A investigação concluiu que havia uma disputa de poder entre o ex-presidente da Apae e a secretária executiva. Segundo o delegado, Roberto era, na verdade, subordinado a Cláudia. Supõe-se que ela teria colocado o suspeito na presidência da entidade, e depois ele quis se desvincular dela.
A Justiça de Bauru aceitou o pedido da 3ª Delegacia de Homicídios (3ª DH) da Divisão Especializada de Investigações Criminais (Deic) e decretou a prisão preventiva de Roberto Franceschetti Filho. O inquérito foi finalizado em 10 de outubro e encaminhado para o Ministério Público.

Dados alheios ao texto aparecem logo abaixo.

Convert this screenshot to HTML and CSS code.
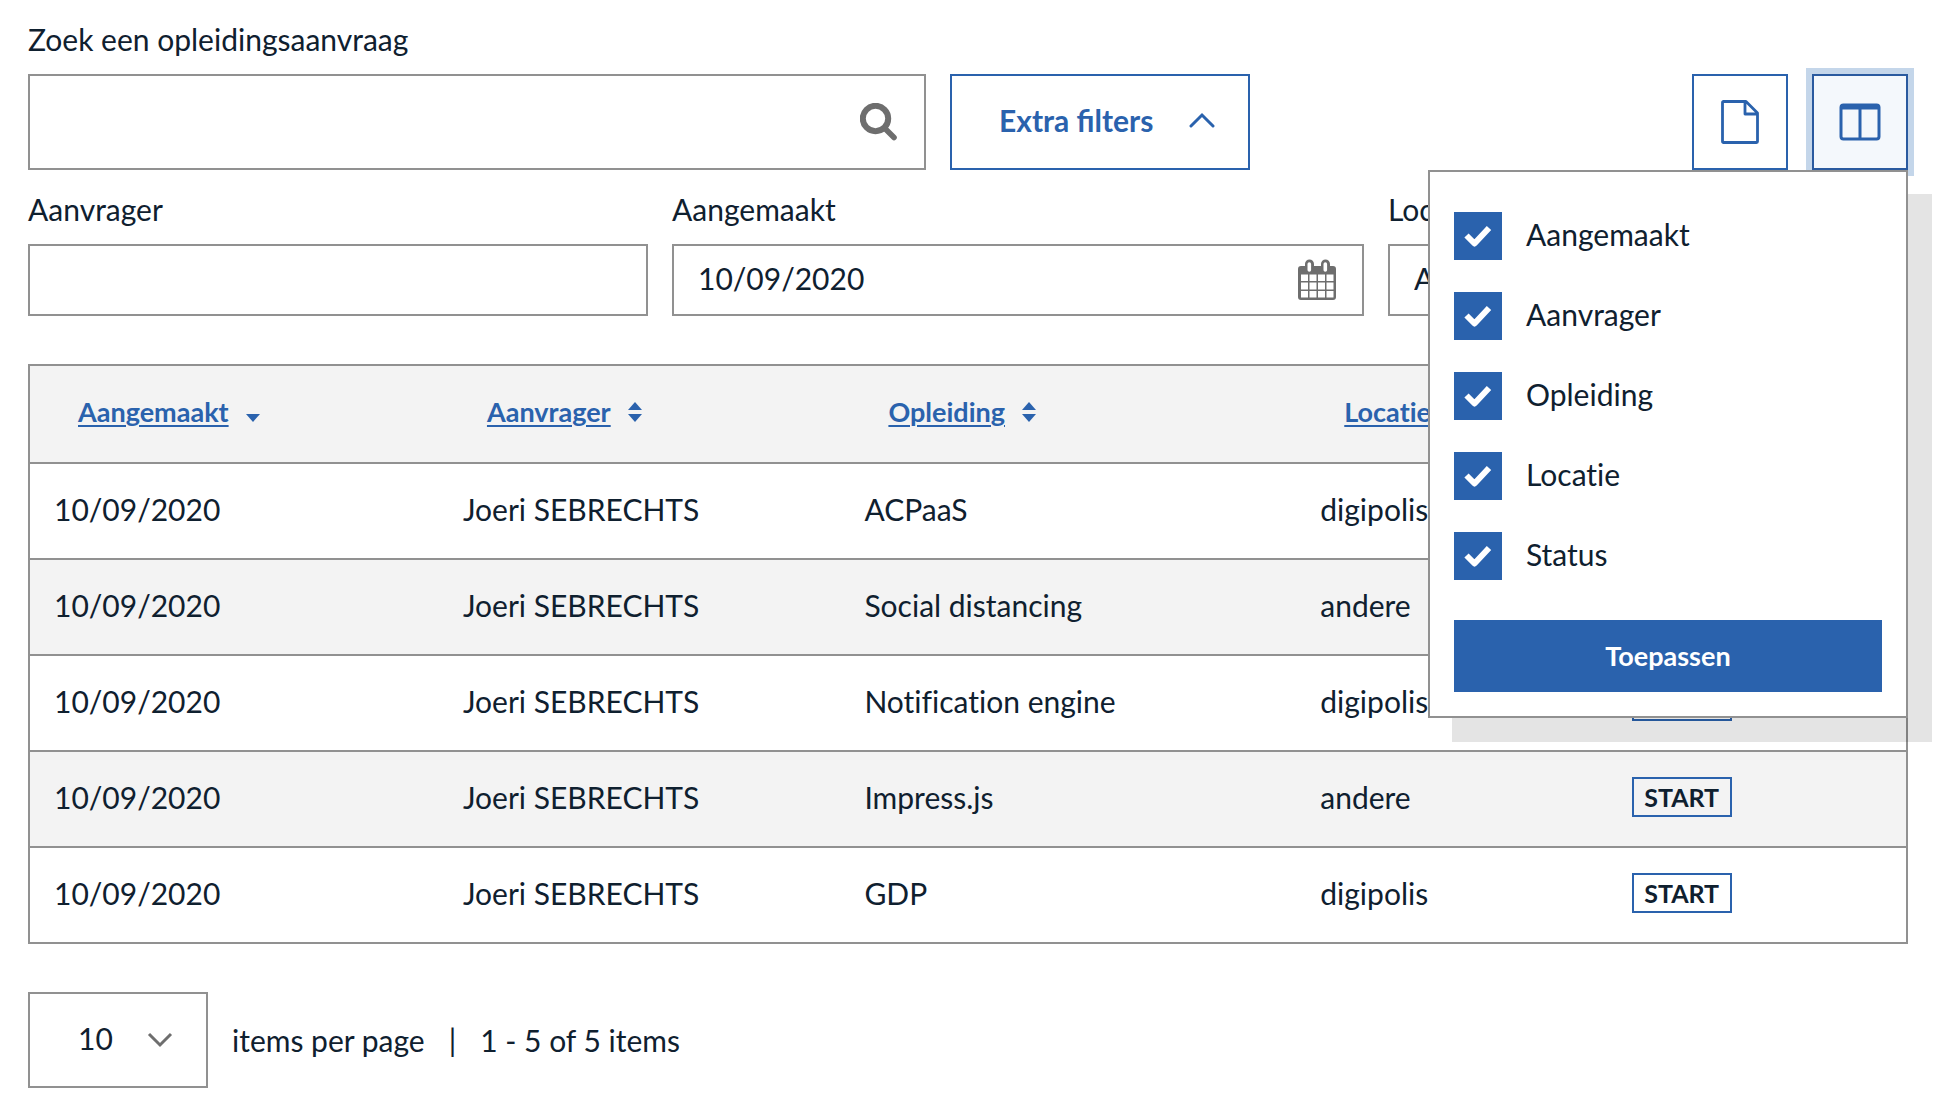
FILE: index.html
```html
<!DOCTYPE html>
<html lang="nl">
<head>
<meta charset="utf-8">
<meta name="viewport" content="width=device-width, initial-scale=1">
<title>Opleidingsaanvragen</title>
<link rel="stylesheet" href="styles.css">
</head>
<body>
<main class="page">
  <form class="filters">
    <div class="toolbar">
      <div class="field">
        <label class="label" for="search">Zoek een opleidingsaanvraag</label>
        <div class="control control-large">
          <input class="input" id="search" type="text">
          <svg class="icon icon-search" viewBox="0 0 38 38" aria-hidden="true"><circle cx="15.500" cy="15.500" r="12.700" fill="none" stroke="currentColor" stroke-width="6"/><path d="M25 25.500l9 9" stroke="currentColor" stroke-width="5.600" stroke-linecap="round"/></svg>
        </div>
      </div>
      <button class="button button-outline" type="button" aria-expanded="true">
        Extra filters
        <svg class="chevron" viewBox="0 0 26 16" aria-hidden="true"><path d="M2 14L13 3l11 11" fill="none" stroke="currentColor" stroke-width="3" stroke-linecap="round"/></svg>
      </button>
      <button class="button button-icon button-export" type="button" aria-label="Exporteren">
        <svg class="icon-file" viewBox="0 0 38 44" aria-hidden="true"><path d="M2.500 1.500H25L36.500 13v28.500a1 1 0 0 1-1 1h-33a1 1 0 0 1-1-1v-39a1 1 0 0 1 1-1zM24 2v12h12" fill="none" stroke="currentColor" stroke-width="2.800" stroke-linejoin="round"/></svg>
      </button>
      <div class="columns-menu">
        <button class="button button-icon button-active" type="button" aria-label="Kolommen" aria-expanded="true">
          <svg class="icon-columns" viewBox="0 0 42 38" aria-hidden="true"><rect x="2" y="2" width="38" height="34" rx="2.500" fill="none" stroke="currentColor" stroke-width="3"/><path d="M21 5v31" fill="none" stroke="currentColor" stroke-width="3"/><path d="M2 2.500h38v4H2z" fill="currentColor"/></svg>
        </button>
        <div class="popup">
          <ul class="options">
            <li><label class="option"><span class="tick"><input type="checkbox" checked><svg viewBox="0 0 30 24" aria-hidden="true"><path d="M3.500 11.500l8 8L26 4" fill="none" stroke="#fff" stroke-width="6" stroke-linejoin="round"/></svg></span><span class="option-text">Aangemaakt</span></label></li>
            <li><label class="option"><span class="tick"><input type="checkbox" checked><svg viewBox="0 0 30 24" aria-hidden="true"><path d="M3.500 11.500l8 8L26 4" fill="none" stroke="#fff" stroke-width="6" stroke-linejoin="round"/></svg></span><span class="option-text">Aanvrager</span></label></li>
            <li><label class="option"><span class="tick"><input type="checkbox" checked><svg viewBox="0 0 30 24" aria-hidden="true"><path d="M3.500 11.500l8 8L26 4" fill="none" stroke="#fff" stroke-width="6" stroke-linejoin="round"/></svg></span><span class="option-text">Opleiding</span></label></li>
            <li><label class="option"><span class="tick"><input type="checkbox" checked><svg viewBox="0 0 30 24" aria-hidden="true"><path d="M3.500 11.500l8 8L26 4" fill="none" stroke="#fff" stroke-width="6" stroke-linejoin="round"/></svg></span><span class="option-text">Locatie</span></label></li>
            <li><label class="option"><span class="tick"><input type="checkbox" checked><svg viewBox="0 0 30 24" aria-hidden="true"><path d="M3.500 11.500l8 8L26 4" fill="none" stroke="#fff" stroke-width="6" stroke-linejoin="round"/></svg></span><span class="option-text">Status</span></label></li>
          </ul>
          <button class="button button-primary" type="button">Toepassen</button>
        </div>
      </div>
    </div>
    <div class="extra">
      <div class="field">
        <label class="label" for="requester">Aanvrager</label>
        <div class="control"><input class="input" id="requester" type="text"></div>
      </div>
      <div class="field">
        <label class="label" for="created">Aangemaakt</label>
        <div class="control">
          <input class="input" id="created" type="text" value="10/09/2020">
          <svg class="icon icon-calendar" viewBox="0 0 38 42" aria-hidden="true"><path fill="currentColor" fill-rule="evenodd" d="M3 7H7V5a4.500 4.500 0 0 1 9 0V7h7V5a4.500 4.500 0 0 1 9 0V7h3a3 3 0 0 1 3 3V38a3 3 0 0 1-3 3H3a3 3 0 0 1-3-3V10a3 3 0 0 1 3-3zM9.500 5v6a1.800 1.800 0 0 0 3.600 0V5a1.800 1.800 0 0 0-3.600 0zM25.500 5v6a1.800 1.800 0 0 0 3.600 0V5a1.800 1.800 0 0 0-3.600 0zM3 15.500v6.500h7v-6.500zM11.500 15.500v6.500h7v-6.500zM20 15.500v6.500h7v-6.500zM28.500 15.500v6.500H35.500v-6.500zM3 23.500v7h7v-7zM11.500 23.500v7h7v-7zM20 23.500v7h7v-7zM28.500 23.500v7H35.500v-7zM3 32v6.500h7V32zM11.500 32v6.500h7V32zM20 32v6.500h7V32zM28.500 32v6.500H35.500V32z"/></svg>
        </div>
      </div>
      <div class="field">
        <label class="label" for="location">Locatie</label>
        <div class="control">
          <select class="input" id="location"><option>Alle</option></select>
        </div>
      </div>
    </div>
  </form>

  <table class="table">
    <colgroup><col class="col-created"><col class="col-requester"><col class="col-course"><col class="col-location"><col class="col-status"></colgroup>
    <thead>
      <tr>
        <th scope="col"><a class="sort" href="#">Aangemaakt</a><svg class="arrows" viewBox="0 0 14 20" aria-hidden="true"><path d="M0 12h14l-7 8z" fill="currentColor"/></svg></th>
        <th scope="col"><a class="sort" href="#">Aanvrager</a><svg class="arrows" viewBox="0 0 14 20" aria-hidden="true"><path d="M0 8h14L7 0zM0 12h14l-7 8z" fill="currentColor"/></svg></th>
        <th scope="col"><a class="sort" href="#">Opleiding</a><svg class="arrows" viewBox="0 0 14 20" aria-hidden="true"><path d="M0 8h14L7 0zM0 12h14l-7 8z" fill="currentColor"/></svg></th>
        <th scope="col"><a class="sort" href="#">Locatie</a><svg class="arrows" viewBox="0 0 14 20" aria-hidden="true"><path d="M0 8h14L7 0zM0 12h14l-7 8z" fill="currentColor"/></svg></th>
        <th scope="col"><a class="sort" href="#">Status</a></th>
      </tr>
    </thead>
    <tbody>
      <tr><td>10/09/2020</td><td>Joeri SEBRECHTS</td><td>ACPaaS</td><td>digipolis</td><td><span class="badge">START</span></td></tr>
      <tr><td>10/09/2020</td><td>Joeri SEBRECHTS</td><td>Social distancing</td><td>andere</td><td><span class="badge">START</span></td></tr>
      <tr><td>10/09/2020</td><td>Joeri SEBRECHTS</td><td>Notification engine</td><td>digipolis</td><td><span class="badge">START</span></td></tr>
      <tr><td>10/09/2020</td><td>Joeri SEBRECHTS</td><td>Impress.js</td><td>andere</td><td><span class="badge">START</span></td></tr>
      <tr><td>10/09/2020</td><td>Joeri SEBRECHTS</td><td>GDP</td><td>digipolis</td><td><span class="badge">START</span></td></tr>
    </tbody>
  </table>

  <footer class="pager">
    <div class="control control-large page-size">
      <select class="input" id="page-size"><option>10</option></select>
      <svg class="icon chevron" viewBox="0 0 26 16" aria-hidden="true"><path d="M2 2l11 11L24 2" fill="none" stroke="currentColor" stroke-width="3"/></svg>
    </div>
    <label for="page-size">items per page</label>
    <span>|</span>
    <span>1 - 5 of 5 items</span>
  </footer>
</main>
</body>
</html>
```
FILE: styles.css
```css
:root {
  --blue: #2a62ad;
  --ink: #0f202f;
  --line: #919191;
  --grey: #6e6e6e;
  --stripe: #f3f3f3;
}

* {
  box-sizing: border-box;
}

body {
  margin: 0;
  background: #fff;
  color: var(--ink);
  font: 30px/38px Lato, "Liberation Sans", sans-serif;
}

button,
input,
select {
  margin: 0;
  color: inherit;
  font: inherit;
}

.page {
  padding: 20px 40px 30px 28px;
}

.toolbar {
  display: grid;
  grid-template-columns: minmax(0, 898fr) 300px minmax(96px, 514fr) 96px;
  gap: 24px;
  align-items: end;
}

.extra {
  display: grid;
  grid-template-columns: 620fr 692fr 520fr;
  gap: 24px;
  margin-top: 20px;
}

.field {
  min-width: 0;
}

.label {
  display: block;
  margin-bottom: 16px;
}

.control {
  display: flex;
  align-items: center;
  height: 72px;
  border: 2px solid var(--line);
}

.control-large {
  height: 96px;
}

.input {
  flex: 1;
  min-width: 0;
  height: 100%;
  padding: 0 24px 4px;
  border: 0;
  outline: 0;
  background: none;
  appearance: none;
}

.icon {
  flex: none;
  color: var(--grey);
}

.icon-search {
  width: 38px;
  height: 38px;
  margin-right: 26px;
}

.icon-calendar {
  width: 38px;
  height: 42px;
  margin-right: 26px;
}

.chevron {
  width: 26px;
  height: 16px;
}

.button {
  display: flex;
  align-items: center;
  justify-content: center;
  height: 96px;
  padding: 0;
  border: 2px solid var(--blue);
  background: #fff;
  color: var(--blue);
  font-weight: 700;
}

.button-outline {
  justify-content: space-between;
  padding: 0 33px 4px 47px;
}

.button-icon {
  width: 96px;
}

.button-export {
  justify-self: end;
}

.button-active {
  border-color: #2a5a9f;
  background: #f4f8fc;
  box-shadow: 0 0 0 6px #c4d6ea;
}

.icon-file {
  width: 38px;
  height: 44px;
}

.icon-columns {
  width: 42px;
  height: 38px;
}

.columns-menu {
  position: relative;
}

.popup {
  position: absolute;
  top: 100%;
  right: 0;
  z-index: 1;
  width: 480px;
  padding: 40px 24px 24px;
  border: 2px solid var(--line);
  background: #fff;
  box-shadow: 24px 24px 0 rgba(0, 0, 0, 0.106);
  font-variant-ligatures: none;
}

.options {
  display: grid;
  gap: 32px;
  margin: 0 0 40px;
  padding: 0;
  list-style: none;
}

.option {
  display: flex;
  align-items: center;
  gap: 24px;
}

.option-text {
  padding-bottom: 4px;
}

.tick {
  display: grid;
  place-items: center;
  width: 48px;
  height: 48px;
}

.tick > * {
  grid-area: 1 / 1;
}

.tick input {
  width: 48px;
  height: 48px;
  background: var(--blue);
  appearance: none;
}

.tick svg {
  z-index: 1;
  width: 30px;
  height: 24px;
  pointer-events: none;
}

.button-primary {
  width: 100%;
  height: 72px;
  background: var(--blue);
  color: #fff;
  font-size: 27px;
}

.table {
  width: 100%;
  margin-top: 48px;
  border: 2px solid var(--line);
  border-spacing: 0;
  table-layout: fixed;
  font-variant-ligatures: none;
}

.col-created {
  width: 21.8%;
}

.col-requester {
  width: 21.4%;
}

.col-course {
  width: 24.3%;
}

.col-location {
  width: 16.6%;
}

.table th {
  height: 96px;
  padding: 0 0 4px 48px;
  background: var(--stripe);
  color: var(--blue);
  font-size: 27px;
  text-align: left;
}

.table td {
  height: 96px;
  padding: 0 0 4px 24px;
  border-top: 2px solid var(--line);
}

.table tbody tr:nth-child(even) {
  background: var(--stripe);
}

.sort {
  color: inherit;
  text-decoration-thickness: 2px;
  text-underline-offset: 3px;
}

.arrows {
  width: 14px;
  height: 20px;
  margin-left: 17px;
}

.badge {
  display: block;
  width: 100px;
  border: 2px solid var(--blue);
  font-size: 25px;
  font-weight: 700;
  line-height: 36px;
  text-align: center;
}

.pager {
  display: flex;
  align-items: center;
  gap: 24px;
  margin-top: 48px;
}

.page-size {
  width: 180px;
}

.page-size .input {
  padding-left: 48px;
  padding-right: 0;
}

.page-size .chevron {
  margin-right: 33px;
}
```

No inquérito, Dilomar foi indiciado pelos crimes de ocultação de cadáver e fraude processual. Sua prisão foi pedida durante a investigação, mas negada pela Justiça, pois não foram encontrados outros elementos que justificassem a prisão preventiva, e os crimes pelos quais ele foi indiciado têm penas mais brandas. Ele segue sendo investigado em liberdade.
De acordo com o delegado responsável pelo caso, Cledson do Nascimento, má gestão, desvio de verbas e disputa de poder na Apae são apontados como possíveis motivações para o crime. Os dois suspeitos se tornaram réus e a primeira audiência do caso foi marcada para janeiro do ano que vem.